Cameroon: Macron acknowledges France’s repressive violence during decolonisation
French President Emmanuel Macron has formally recognised that France waged a “war” in Cameroon during and after the country’s decolonisation in the late 1950s, describing the period as marked by “repressive violence.”
The admission comes in a letter sent last month to Cameroonian President Paul Biya and published on Tuesday by the French presidency.
Macron’s letter follows the release of an official report in January by a historical commission he commissioned in 2022 during a visit to Yaoundé.
The commission’s findings detail a campaign of mass forced displacement, the internment of hundreds of thousands of Cameroonians, and the use of brutal militias to suppress the country’s struggle for sovereignty.
“The historians of the commission made it very clear that there was a war in Cameroon, during which the colonial authorities and the French army carried out repressive violence of several kinds in certain parts of the country,” Macron wrote.
“A war that continued after 1960 when France supported the actions carried out by the independent Cameroon authorities.”
The French president acknowledged the responsibility of France in these events, stating: “It is incumbent on me today to accept France’s role and responsibility in these events.”
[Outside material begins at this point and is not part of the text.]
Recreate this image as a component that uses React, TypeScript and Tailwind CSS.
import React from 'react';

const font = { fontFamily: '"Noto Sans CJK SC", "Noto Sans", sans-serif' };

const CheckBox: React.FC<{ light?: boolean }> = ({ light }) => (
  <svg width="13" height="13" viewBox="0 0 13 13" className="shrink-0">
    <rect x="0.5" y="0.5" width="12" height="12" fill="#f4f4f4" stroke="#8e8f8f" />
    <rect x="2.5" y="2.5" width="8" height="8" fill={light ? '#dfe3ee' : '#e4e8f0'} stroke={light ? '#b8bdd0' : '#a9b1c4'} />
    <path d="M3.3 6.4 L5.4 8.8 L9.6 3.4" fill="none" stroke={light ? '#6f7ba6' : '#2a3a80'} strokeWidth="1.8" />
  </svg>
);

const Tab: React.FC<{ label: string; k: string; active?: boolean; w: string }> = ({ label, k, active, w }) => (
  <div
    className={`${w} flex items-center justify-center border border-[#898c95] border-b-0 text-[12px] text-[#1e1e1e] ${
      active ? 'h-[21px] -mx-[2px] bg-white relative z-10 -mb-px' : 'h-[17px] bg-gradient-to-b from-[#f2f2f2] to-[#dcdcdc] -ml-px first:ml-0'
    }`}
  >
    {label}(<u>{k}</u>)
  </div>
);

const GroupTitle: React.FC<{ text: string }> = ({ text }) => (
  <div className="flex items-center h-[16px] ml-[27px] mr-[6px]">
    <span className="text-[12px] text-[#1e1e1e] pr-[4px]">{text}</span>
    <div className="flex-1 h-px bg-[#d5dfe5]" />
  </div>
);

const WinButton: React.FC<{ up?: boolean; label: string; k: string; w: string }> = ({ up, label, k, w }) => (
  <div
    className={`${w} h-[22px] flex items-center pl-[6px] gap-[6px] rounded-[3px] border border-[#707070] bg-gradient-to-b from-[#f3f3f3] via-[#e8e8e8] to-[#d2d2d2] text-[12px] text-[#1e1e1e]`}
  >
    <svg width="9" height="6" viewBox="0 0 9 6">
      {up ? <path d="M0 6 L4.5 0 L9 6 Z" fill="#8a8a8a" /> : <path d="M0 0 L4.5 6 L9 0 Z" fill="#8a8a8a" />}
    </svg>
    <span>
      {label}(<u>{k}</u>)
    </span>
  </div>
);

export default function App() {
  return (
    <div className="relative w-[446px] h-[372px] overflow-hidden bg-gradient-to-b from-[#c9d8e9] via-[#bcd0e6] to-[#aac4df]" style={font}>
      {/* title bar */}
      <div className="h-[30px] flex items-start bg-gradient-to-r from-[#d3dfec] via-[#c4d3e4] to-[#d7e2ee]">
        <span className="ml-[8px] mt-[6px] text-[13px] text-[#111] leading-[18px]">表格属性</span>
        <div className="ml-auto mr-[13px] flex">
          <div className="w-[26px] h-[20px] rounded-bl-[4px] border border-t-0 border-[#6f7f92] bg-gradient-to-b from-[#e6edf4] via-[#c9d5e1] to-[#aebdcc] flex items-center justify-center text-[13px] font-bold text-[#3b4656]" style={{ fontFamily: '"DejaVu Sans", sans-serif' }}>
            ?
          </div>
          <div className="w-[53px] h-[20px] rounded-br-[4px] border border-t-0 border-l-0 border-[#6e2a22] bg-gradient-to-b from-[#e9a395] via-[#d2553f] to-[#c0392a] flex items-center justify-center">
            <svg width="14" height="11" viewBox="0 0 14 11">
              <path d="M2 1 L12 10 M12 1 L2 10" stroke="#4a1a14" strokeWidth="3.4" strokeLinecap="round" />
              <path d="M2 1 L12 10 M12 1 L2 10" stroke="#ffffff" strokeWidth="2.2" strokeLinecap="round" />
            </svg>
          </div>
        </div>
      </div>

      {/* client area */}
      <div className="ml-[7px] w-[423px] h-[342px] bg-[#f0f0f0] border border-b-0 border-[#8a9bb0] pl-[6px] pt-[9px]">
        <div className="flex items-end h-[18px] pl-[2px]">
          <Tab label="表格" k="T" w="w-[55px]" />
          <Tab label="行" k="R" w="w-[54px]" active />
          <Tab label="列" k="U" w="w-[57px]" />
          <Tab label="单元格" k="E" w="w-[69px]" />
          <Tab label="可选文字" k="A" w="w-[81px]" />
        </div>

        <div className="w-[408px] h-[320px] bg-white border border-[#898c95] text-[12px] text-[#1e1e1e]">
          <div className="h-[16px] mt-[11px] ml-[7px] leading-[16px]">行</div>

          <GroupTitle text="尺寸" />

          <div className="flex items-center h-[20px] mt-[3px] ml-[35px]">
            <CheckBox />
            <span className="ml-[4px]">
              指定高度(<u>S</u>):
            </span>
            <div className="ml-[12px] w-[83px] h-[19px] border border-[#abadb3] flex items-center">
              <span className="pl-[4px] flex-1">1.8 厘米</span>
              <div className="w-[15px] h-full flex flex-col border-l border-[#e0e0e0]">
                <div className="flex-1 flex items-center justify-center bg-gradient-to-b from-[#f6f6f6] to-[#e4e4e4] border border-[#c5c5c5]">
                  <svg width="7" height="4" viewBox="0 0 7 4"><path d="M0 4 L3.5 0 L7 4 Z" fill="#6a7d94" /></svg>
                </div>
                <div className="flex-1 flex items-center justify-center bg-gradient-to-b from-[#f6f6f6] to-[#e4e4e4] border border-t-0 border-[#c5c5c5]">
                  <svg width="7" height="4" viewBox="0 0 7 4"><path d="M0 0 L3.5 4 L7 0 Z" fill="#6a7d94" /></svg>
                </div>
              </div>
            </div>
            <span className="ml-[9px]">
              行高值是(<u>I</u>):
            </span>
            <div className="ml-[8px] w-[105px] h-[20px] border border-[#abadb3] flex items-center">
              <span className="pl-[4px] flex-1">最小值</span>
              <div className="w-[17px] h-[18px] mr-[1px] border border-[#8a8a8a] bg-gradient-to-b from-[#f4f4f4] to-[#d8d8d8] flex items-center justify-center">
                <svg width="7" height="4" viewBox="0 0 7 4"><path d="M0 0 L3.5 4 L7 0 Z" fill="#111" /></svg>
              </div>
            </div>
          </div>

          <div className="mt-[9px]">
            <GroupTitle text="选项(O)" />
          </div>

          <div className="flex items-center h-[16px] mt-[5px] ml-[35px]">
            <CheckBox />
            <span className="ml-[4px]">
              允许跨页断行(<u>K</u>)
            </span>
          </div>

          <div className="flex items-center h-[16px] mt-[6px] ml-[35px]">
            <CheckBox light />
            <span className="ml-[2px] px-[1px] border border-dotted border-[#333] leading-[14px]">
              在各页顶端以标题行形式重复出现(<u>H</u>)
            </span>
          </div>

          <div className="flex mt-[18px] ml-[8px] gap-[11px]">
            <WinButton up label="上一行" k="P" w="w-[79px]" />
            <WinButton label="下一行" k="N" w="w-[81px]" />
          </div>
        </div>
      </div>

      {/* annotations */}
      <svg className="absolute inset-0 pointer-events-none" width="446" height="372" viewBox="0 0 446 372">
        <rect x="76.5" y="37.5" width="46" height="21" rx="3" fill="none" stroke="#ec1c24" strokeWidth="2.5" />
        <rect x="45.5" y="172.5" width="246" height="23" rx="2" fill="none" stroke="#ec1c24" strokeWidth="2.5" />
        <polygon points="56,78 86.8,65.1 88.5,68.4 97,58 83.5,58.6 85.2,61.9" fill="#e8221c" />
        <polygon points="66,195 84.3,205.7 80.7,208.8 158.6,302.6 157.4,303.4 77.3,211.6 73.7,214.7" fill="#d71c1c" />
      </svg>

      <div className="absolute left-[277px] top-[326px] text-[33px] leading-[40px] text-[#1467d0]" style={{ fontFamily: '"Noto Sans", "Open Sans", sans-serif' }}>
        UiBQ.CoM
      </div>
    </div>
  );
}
The report highlights the continuity of violence both during Cameroon’s fight for independence and in the early years following independence on January 1, 1960. It emphasises how French military and administrative strategies sought to maintain control over the region through coercion, forced relocations, and the backing of local authorities who enforced harsh measures.
Macron’s acknowledgment marks one of the clearest admissions by a French leader of the country’s role in colonial-era violence in Africa. Observers say the statement may open the door for broader discussions about historical accountability and reconciliation between France and its former colonies.